Il 47enne Angelo Tardino è arrivato in contrada Safarello con tre pistole. Una l'ha usata per uccidere il fratello e la cognata, una per ammazzare i nipotini e la terza per togliersi la vita mentre era al telefono con i carabinieri che provavano a convincerlo a costituirsi
Licata, la famiglia sterminata per la gestione dell’eredità La chiamata: «Ho risolto la situazione, ho fatto fuori tutti»
«Ho risolto la situazione, ho fatto fuori tutti». Sarebbero state queste le parole pronunciate durante una telefonata fatta alla moglie dal 47enne Angelo Tardino che questa mattina ha sterminato l’intera famiglia del fratello Diego, prima di togliersi la vita. A lui e alla moglie Alessandra Ballacchino ha sparato utilizzando un revolver, poi con un’altra arma ha ucciso i suoi due nipoti Alessia di 11 anni e Vincenzo di 15 anni che è stato trovato sotto il letto nascosto con una coperta. Per gli investigatori, questo è il segno che il 47enne sarebbe andato a cercare anche loro per ucciderli. Una tragedia familiare che si è consumata stamattina in contrada Safarello, in via Riesi, in una zona di campagna alla periferia nord della città di Licata nell’Agrigentino.
Lì i due fratelli gestivano i terreni ereditati dal padre, numerosi appezzamenti con centinaia di ettari con coltivazioni a serra, principalmente carciofi, pomodori e zucchine. Proprio la gestione e la spartizione di questi terreni e del pozzo di irrigazione sarebbe stata al centro dei dissidi che da tempo andavano avanti, come hanno raccontato alcuni abitanti della zona. Sono stati gli stessi vicini di casa a raccontare agli inquirenti di essere stati svegliati intorno alle 7.30 dalle urla che avrebbero continuato a sentire per diversi minuti prima degli spari che nessuno di loro è riuscito a quantificare con precisione. Delle cinque pistole e del fucile regolarmente detenuti, Tardino – che aveva anche il porto d’armi – questa mattina ne ha portate con sé tre. E le ha utilizzare tutte. L’ultima per togliersi la vita in via Mauro De Mauro, nel centro della cittadina. Lì il 47enne si è sparato due colpi di pistola mentre era al telefono con i carabinieri che stavano cercando di convincerlo a costituirsi.

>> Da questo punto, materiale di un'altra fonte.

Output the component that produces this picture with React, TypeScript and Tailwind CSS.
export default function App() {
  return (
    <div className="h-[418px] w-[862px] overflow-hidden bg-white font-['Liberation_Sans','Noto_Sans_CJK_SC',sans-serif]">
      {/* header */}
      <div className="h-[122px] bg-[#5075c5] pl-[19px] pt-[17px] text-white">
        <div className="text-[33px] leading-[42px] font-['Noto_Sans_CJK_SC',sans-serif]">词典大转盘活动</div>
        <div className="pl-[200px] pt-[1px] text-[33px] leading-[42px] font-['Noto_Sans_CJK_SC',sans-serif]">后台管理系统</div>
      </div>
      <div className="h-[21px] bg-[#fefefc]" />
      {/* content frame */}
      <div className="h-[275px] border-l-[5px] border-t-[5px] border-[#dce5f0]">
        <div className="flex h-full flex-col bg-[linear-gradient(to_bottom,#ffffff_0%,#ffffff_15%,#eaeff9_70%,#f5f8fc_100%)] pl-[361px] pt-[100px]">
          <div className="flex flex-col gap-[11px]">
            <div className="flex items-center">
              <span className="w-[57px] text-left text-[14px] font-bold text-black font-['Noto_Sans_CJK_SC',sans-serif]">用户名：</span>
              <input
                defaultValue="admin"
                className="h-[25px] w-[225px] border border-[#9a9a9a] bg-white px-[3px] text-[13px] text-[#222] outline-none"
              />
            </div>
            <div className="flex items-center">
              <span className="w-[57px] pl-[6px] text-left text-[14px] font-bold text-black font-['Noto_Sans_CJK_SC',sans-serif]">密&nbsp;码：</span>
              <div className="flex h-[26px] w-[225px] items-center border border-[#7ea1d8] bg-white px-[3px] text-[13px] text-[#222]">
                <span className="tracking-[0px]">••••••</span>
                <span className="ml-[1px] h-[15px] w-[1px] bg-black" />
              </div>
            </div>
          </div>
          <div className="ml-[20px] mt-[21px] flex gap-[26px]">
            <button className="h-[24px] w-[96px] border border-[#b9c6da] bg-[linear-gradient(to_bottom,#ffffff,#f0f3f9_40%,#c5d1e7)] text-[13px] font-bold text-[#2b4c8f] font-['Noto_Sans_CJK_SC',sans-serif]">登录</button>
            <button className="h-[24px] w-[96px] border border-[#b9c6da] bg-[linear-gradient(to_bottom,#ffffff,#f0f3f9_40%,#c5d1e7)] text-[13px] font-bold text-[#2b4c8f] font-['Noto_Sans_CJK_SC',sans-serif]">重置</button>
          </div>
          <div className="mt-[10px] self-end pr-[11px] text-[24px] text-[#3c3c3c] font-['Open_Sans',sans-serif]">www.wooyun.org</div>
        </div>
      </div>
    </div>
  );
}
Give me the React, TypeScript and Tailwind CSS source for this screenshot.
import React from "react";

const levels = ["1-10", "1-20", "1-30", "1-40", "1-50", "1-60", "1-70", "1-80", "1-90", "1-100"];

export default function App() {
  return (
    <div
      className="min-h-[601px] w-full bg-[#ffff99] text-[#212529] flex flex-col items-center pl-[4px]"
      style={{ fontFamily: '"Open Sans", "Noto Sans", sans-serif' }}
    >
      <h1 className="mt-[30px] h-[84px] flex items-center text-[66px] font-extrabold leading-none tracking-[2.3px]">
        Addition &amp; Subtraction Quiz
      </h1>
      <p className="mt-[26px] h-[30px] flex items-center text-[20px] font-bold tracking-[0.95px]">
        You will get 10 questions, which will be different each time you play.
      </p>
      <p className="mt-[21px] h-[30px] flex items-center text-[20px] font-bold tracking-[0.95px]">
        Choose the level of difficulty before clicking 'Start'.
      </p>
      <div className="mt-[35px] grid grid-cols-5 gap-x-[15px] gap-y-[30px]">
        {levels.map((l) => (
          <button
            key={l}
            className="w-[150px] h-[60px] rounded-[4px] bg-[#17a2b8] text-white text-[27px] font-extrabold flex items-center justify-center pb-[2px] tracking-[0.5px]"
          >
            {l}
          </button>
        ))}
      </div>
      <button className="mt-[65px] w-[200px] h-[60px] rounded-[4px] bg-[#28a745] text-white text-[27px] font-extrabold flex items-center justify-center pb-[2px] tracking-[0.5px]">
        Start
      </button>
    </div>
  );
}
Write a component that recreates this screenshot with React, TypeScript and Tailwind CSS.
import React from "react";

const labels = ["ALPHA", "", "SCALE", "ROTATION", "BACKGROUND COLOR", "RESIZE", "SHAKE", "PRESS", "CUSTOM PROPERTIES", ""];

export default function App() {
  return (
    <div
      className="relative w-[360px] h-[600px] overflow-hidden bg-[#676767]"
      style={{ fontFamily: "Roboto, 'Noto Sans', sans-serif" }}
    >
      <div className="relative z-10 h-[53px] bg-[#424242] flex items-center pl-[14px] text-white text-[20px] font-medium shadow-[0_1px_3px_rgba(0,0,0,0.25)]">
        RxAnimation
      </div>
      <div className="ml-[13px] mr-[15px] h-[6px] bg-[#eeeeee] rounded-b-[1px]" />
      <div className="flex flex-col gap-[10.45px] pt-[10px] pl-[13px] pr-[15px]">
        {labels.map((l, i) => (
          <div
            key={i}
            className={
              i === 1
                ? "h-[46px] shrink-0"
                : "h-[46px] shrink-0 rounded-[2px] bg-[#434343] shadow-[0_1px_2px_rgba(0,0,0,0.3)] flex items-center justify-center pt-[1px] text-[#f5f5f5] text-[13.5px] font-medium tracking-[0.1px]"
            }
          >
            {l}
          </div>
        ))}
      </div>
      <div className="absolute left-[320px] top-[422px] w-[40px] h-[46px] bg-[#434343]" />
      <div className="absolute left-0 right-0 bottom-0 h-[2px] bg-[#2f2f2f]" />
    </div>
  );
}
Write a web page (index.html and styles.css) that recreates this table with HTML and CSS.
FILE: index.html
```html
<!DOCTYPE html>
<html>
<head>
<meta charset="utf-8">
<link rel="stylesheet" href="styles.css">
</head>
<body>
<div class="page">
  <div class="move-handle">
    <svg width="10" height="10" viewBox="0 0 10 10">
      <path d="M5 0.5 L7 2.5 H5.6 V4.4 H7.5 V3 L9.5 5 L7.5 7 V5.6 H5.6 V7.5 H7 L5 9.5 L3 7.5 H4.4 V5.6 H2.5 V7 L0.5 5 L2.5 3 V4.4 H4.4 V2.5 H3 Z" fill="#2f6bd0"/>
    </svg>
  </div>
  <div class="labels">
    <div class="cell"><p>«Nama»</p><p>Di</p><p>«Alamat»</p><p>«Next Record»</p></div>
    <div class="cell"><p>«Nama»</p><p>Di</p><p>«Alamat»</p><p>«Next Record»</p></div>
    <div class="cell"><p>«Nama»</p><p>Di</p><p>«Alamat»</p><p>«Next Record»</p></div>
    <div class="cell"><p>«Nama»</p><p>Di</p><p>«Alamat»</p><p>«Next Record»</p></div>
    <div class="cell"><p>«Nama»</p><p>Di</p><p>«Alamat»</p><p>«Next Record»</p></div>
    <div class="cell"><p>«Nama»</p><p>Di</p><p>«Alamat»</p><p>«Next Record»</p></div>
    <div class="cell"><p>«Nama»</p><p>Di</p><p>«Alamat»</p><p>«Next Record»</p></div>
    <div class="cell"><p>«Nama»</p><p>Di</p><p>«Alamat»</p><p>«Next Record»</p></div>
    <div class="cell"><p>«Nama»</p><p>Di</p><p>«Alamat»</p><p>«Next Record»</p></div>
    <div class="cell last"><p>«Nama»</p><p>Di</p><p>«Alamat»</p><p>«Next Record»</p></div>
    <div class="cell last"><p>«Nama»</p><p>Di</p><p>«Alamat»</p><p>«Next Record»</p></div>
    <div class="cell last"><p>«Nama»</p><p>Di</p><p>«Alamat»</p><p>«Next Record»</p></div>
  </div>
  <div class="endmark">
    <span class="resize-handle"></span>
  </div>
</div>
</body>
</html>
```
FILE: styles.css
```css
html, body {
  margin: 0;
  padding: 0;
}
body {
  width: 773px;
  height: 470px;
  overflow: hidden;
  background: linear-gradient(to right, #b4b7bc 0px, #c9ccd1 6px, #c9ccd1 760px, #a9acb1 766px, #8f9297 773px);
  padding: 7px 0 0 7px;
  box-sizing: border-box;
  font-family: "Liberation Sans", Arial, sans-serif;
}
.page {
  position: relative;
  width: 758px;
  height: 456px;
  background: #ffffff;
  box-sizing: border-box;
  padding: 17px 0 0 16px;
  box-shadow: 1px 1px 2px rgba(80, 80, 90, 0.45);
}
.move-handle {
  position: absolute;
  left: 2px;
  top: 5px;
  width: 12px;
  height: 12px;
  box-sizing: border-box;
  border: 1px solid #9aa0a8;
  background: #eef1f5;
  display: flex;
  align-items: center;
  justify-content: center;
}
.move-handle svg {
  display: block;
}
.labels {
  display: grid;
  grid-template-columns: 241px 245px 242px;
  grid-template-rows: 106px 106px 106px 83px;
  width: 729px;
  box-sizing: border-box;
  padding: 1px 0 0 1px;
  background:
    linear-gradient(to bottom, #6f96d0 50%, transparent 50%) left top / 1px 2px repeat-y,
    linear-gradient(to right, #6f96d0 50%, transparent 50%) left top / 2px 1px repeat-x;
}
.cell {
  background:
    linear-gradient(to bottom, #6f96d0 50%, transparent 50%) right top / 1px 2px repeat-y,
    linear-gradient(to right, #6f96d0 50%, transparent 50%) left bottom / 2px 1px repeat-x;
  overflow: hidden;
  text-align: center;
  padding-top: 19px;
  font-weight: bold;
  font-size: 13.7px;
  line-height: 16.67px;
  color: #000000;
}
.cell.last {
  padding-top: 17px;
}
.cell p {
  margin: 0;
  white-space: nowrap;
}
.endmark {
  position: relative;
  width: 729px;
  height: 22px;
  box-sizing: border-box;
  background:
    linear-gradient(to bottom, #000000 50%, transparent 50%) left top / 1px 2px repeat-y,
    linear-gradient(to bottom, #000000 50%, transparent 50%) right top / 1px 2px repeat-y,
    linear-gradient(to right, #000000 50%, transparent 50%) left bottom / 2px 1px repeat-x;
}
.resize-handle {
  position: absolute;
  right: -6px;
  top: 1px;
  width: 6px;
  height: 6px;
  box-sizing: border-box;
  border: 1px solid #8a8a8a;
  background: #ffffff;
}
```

A condurre le indagini sulla strage sono i carabinieri di Licata coordinati dal procuratore di Agrigento Luigi Patronaggio e dalla pm Paola Vetro. I militari hanno già sentito in caserma il padre dei due fratelli e anche il genitore della donna per provare a ricostruire il movente di quanto accaduto che, come già emerso, sarebbe legato a vecchie lite per questioni di eredità familiari. «Si presume si sia trattato principalmente di liti che i due fratelli avevano per la gestione dell’eredità lasciata dal padre – ha dichiarato il comandante dei carabinieri di Agrigento Vittorio Stingo – per delle serre e delle coltivazioni, per l’acqua da utilizzare e per la quantità che occorreva per annaffiare il tutto. Testimoni hanno confermato che le liti andavano avanti da diversi mesi». Domani sui quattro corpi verrà effettuata l’autopsia, poi le salme verranno riconsegnate ai familiari per i funerali. L’amministrazione comunale di Licata ha già annunciato che per quel giorno verrà proclamato il lutto cittadino.
«La tragedia di Licata è l’ennesima sconfitta della nostra cultura sempre più disorientata e sempre meno capace di gestire le emozioni e le tensioni che turbano l’esistenza personale e interpersonale», ha detto l’arcivescovo di Agrigento monsignor Alessandro Damiano. Una vicenda che ha scosso l’intera cittadina e che «esige una inderogabile presa di coscienza individuale e comunitaria sul valore della persona umana, soprattutto se innocente e indifesa, e sull’importanza della cura delle relazioni, al di là di ogni ferita e di ogni offesa – ha aggiunto l’arcivescovo – Chiama in causa tutti noi, nella responsabilità condivisa in merito alla promozione della cultura della vita e alla testimonianza del vangelo dell’amore e del perdono».